Today the web provides a huge amount of information, photos and news of all kinds. This is certainly a very positive development for the dissemination of knowledge: an immense free offer of information immediately available. On the other hand, the risk of running into unreliable news is very high. This is detrimental to any web user, but then it becomes unacceptable when the news pertains to the scientific field.

Hence the desire to share a blog of information on Archeology, in particular and the Sciences in general, analytically verifying each source (bibliographic and non) of the news, reporting it accurately. This is in order to provide “reliable” tools to other scholars who would otherwise have to undertake additional research in the same field.

However, in addition to archaeologists, historians and scholars in general, this blog has the ambition of delivering the news it contains to any enthusiast or “common” reader who loves Archeology.

So, our goal is to include rather than exclude, to approach rather than push away.

Consistent with this principle is the language used in this blog: the English language. The use of the Italian language would have excluded the majority of potential readers of the articles to follow. English is a “democratic” language because it is understood and spoken by everyone.

Therefore, despite the purely scientific nature of this blog, we will try to use a simple and comprehensible language for everyone. Of course, it is not frequent that archaeological and scientific articles can be read easily and with pleasure, but this is our intent. A great archaeologist and historian of ancient art, the Sienese nobleman Ranuccio Bianchi Bandinelli, remembered, amused, that the best review of his book “Roman art at the center of power”, published in the collection directed by André Malraux “L’univers des formes “, had been that of a mediocre opponent, who, thinking of undermining the work, had said that the book by Bianchi Bandinelli was not to be studied, but to be read. (1) Hopefully we will be able to say the same, even if on a different note, about this blog and the diversity of the topics which we will offer below.

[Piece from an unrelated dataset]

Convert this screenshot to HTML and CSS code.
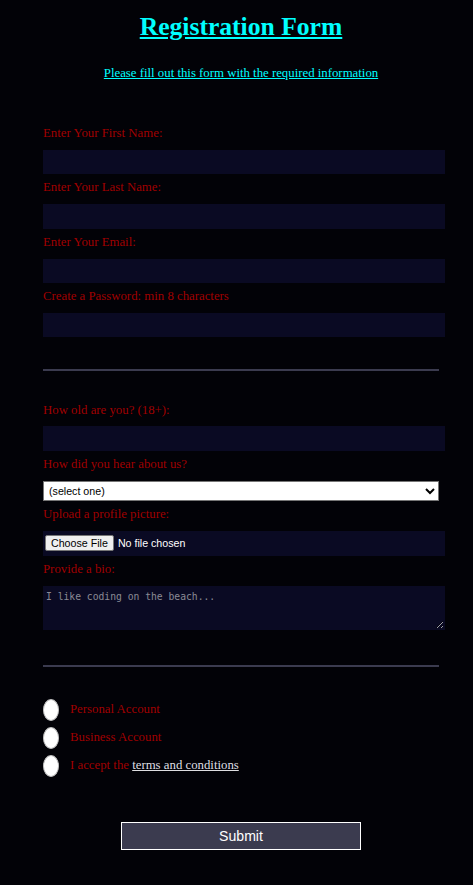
FILE: index.html
```html
<!DOCTYPE html>
<html lang="en">
<head>
<meta charset="utf-8">
<title>Registration Form</title>
<link rel="stylesheet" href="styles.css">
</head>
<body>
<main class="page">
  <h1 class="title">Registration Form</h1>
  <p class="subtitle">Please fill out this form with the required information</p>
  <form class="form" onsubmit="return false">
    <fieldset class="group group-first">
      <label class="field"><span class="field-text">Enter Your First Name:</span><input class="text-input" type="text"></label>
      <label class="field"><span class="field-text">Enter Your Last Name:</span><input class="text-input" type="text"></label>
      <label class="field"><span class="field-text">Enter Your Email:</span><input class="text-input" type="email"></label>
      <label class="field"><span class="field-text">Create a Password: min 8 characters</span><input class="text-input" type="password"></label>
    </fieldset>
    <fieldset class="group group-second">
      <label class="field"><span class="field-text">How old are you? (18+):</span><input class="text-input" type="number"></label>
      <label class="field"><span class="field-text">How did you hear about us?</span><select class="select-input">
        <option>(select one)</option>
        <option>freeCodeCamp News</option>
        <option>freeCodeCamp YouTube Channel</option>
        <option>freeCodeCamp Forum</option>
        <option>Other</option>
      </select></label>
      <label class="field"><span class="field-text">Upload a profile picture:</span><input class="file-input" type="file"></label>
      <label class="field"><span class="field-text">Provide a bio:</span><textarea class="bio-input" placeholder="I like coding on the beach..."></textarea></label>
    </fieldset>
    <fieldset class="group group-third">
      <label class="choice"><input class="round" type="radio" name="account"><span>Personal Account</span></label>
      <label class="choice"><input class="round" type="radio" name="account"><span>Business Account</span></label>
      <label class="choice"><input class="round" type="checkbox"><span>I accept the <a class="terms" href="#">terms and conditions</a></span></label>
    </fieldset>
    <input class="submit" type="submit" value="Submit">
  </form>
</main>
</body>
</html>
```

FILE: styles.css
```css
html, body {
  margin: 0;
  padding: 0;
}

body {
  background-color: #020207;
  font-family: "Liberation Serif", "Times New Roman", serif;
  font-size: 12.8px;
  line-height: 15px;
  min-height: 885px;
}

.page {
  width: 396px;
  margin: 0 0 0 43px;
}

.title {
  margin: 11.8px 0 0;
  font-size: 25.6px;
  line-height: 30px;
  font-weight: bold;
  color: #00ffff;
  text-decoration: underline;
  text-align: center;
}

.subtitle {
  margin: 24.6px 0 0;
  font-size: 12.8px;
  line-height: 15px;
  color: #00ffff;
  text-decoration: underline;
  text-align: center;
}

.form {
  margin: 13.2px 0 0;
  padding: 0 0 20px;
}

.group {
  margin: 0;
  padding: 31.6px 0;
  border: none;
  min-width: 0;
}

.group-first,
.group-second {
  border-bottom: 2.4px solid #3b3b4f;
}

.group-second {
  padding-bottom: 35.6px;
}

.field {
  display: block;
  color: #a00000;
}

.field + .field {
  margin-top: 6.03px;
}

.field-text {
  display: block;
  height: 15px;
}

.text-input,
.file-input,
.bio-input {
  display: block;
  box-sizing: border-box;
  width: 402px;
  margin: 8.8px 0 0;
  background-color: #0a0a23;
  border: 1px solid #0a0a23;
  color: #ffffff;
  outline: none;
}

.text-input {
  height: 24.5px;
  padding: 1px 2px;
}

.select-input {
  display: block;
  box-sizing: border-box;
  width: 396px;
  height: 20px;
  margin: 9.3px 0 0;
  font-family: Arial, "Liberation Sans", sans-serif;
  font-size: 10.67px;
  color: #000000;
  background-color: #ffffff;
  border: 1px solid #767676;
  border-radius: 0;
  padding: 0 1px;
}

.file-input {
  height: 25px;
  padding: 2px 1px;
  font-family: Arial, "Liberation Sans", sans-serif;
  font-size: 10.67px;
  line-height: 19px;
}

.file-input::file-selector-button {
  font-family: Arial, "Liberation Sans", sans-serif;
  font-size: 10.67px;
  height: 16px;
  padding: 0 5px;
  margin: 0 4px 0 0;
  background-color: #efefef;
  border: 1px solid #767676;
  border-radius: 2px;
  color: #000000;
}

.bio-input {
  height: 44px;
  padding: 4px 2px 2px;
  font-family: "DejaVu Sans Mono", "Liberation Mono", monospace;
  font-size: 9.7px;
  line-height: 12px;
  resize: both;
}

.bio-input::placeholder {
  color: #8a8a95;
}

.choice {
  display: block;
  margin: 6.4px 0;
  color: #a00000;
}

.group-third .choice:first-child {
  margin-top: 0;
}

.group-third .choice:last-child {
  margin-bottom: 0;
}

.round {
  -webkit-appearance: none;
  appearance: none;
  display: inline-block;
  vertical-align: middle;
  box-sizing: border-box;
  width: 16px;
  height: 21.7px;
  margin: 0 11px 0 0;
  background-color: #ffffff;
  border: 1px solid #bdbdbd;
  border-radius: 50%;
}

.terms {
  color: #dfdfe2;
  text-decoration: underline;
}

.submit {
  display: block;
  box-sizing: border-box;
  width: 240px;
  height: 28px;
  margin: 13.5px auto 0;
  font-family: Arial, "Liberation Sans", sans-serif;
  font-size: 14.08px;
  color: #ffffff;
  background-color: #3b3b4f;
  border: 1px solid #ffffff;
  border-radius: 0;
  padding: 0;
}
```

Another reason that led us to embark on this adventure is that scientific dissemination in general, and that relating to the classical world in particular, have been and continue to be the glory and pride of the Anglo-Saxon culture. As a great civilization of Dilettanti (amateurs) – as a glorious association of eighteenth-century English archaeologists was called – the Anglo-Saxon world has developed a scientific literature for the delight of the common person, the “commoner” over time. (2) This literary tradition has reached an ever-wider audience.

In Italy, meanwhile, the Academic world has withdrawn on an “Olympus of knowledge”, self-referential and with an indifference to the thirst for knowledge of the “common people”. Academics, scholars, museum directors tend to take as their main – often exclusive – reference, their own scientific community. From popular scientific television programs by the BBC to those by Alberto or Piero Angela, from Roberto Giacobbo to Mario Tozzi, which play that role of “trait d’union”- intermediary –  in that “vacuum” between the scientific world and the “common people”, at the moment too distant.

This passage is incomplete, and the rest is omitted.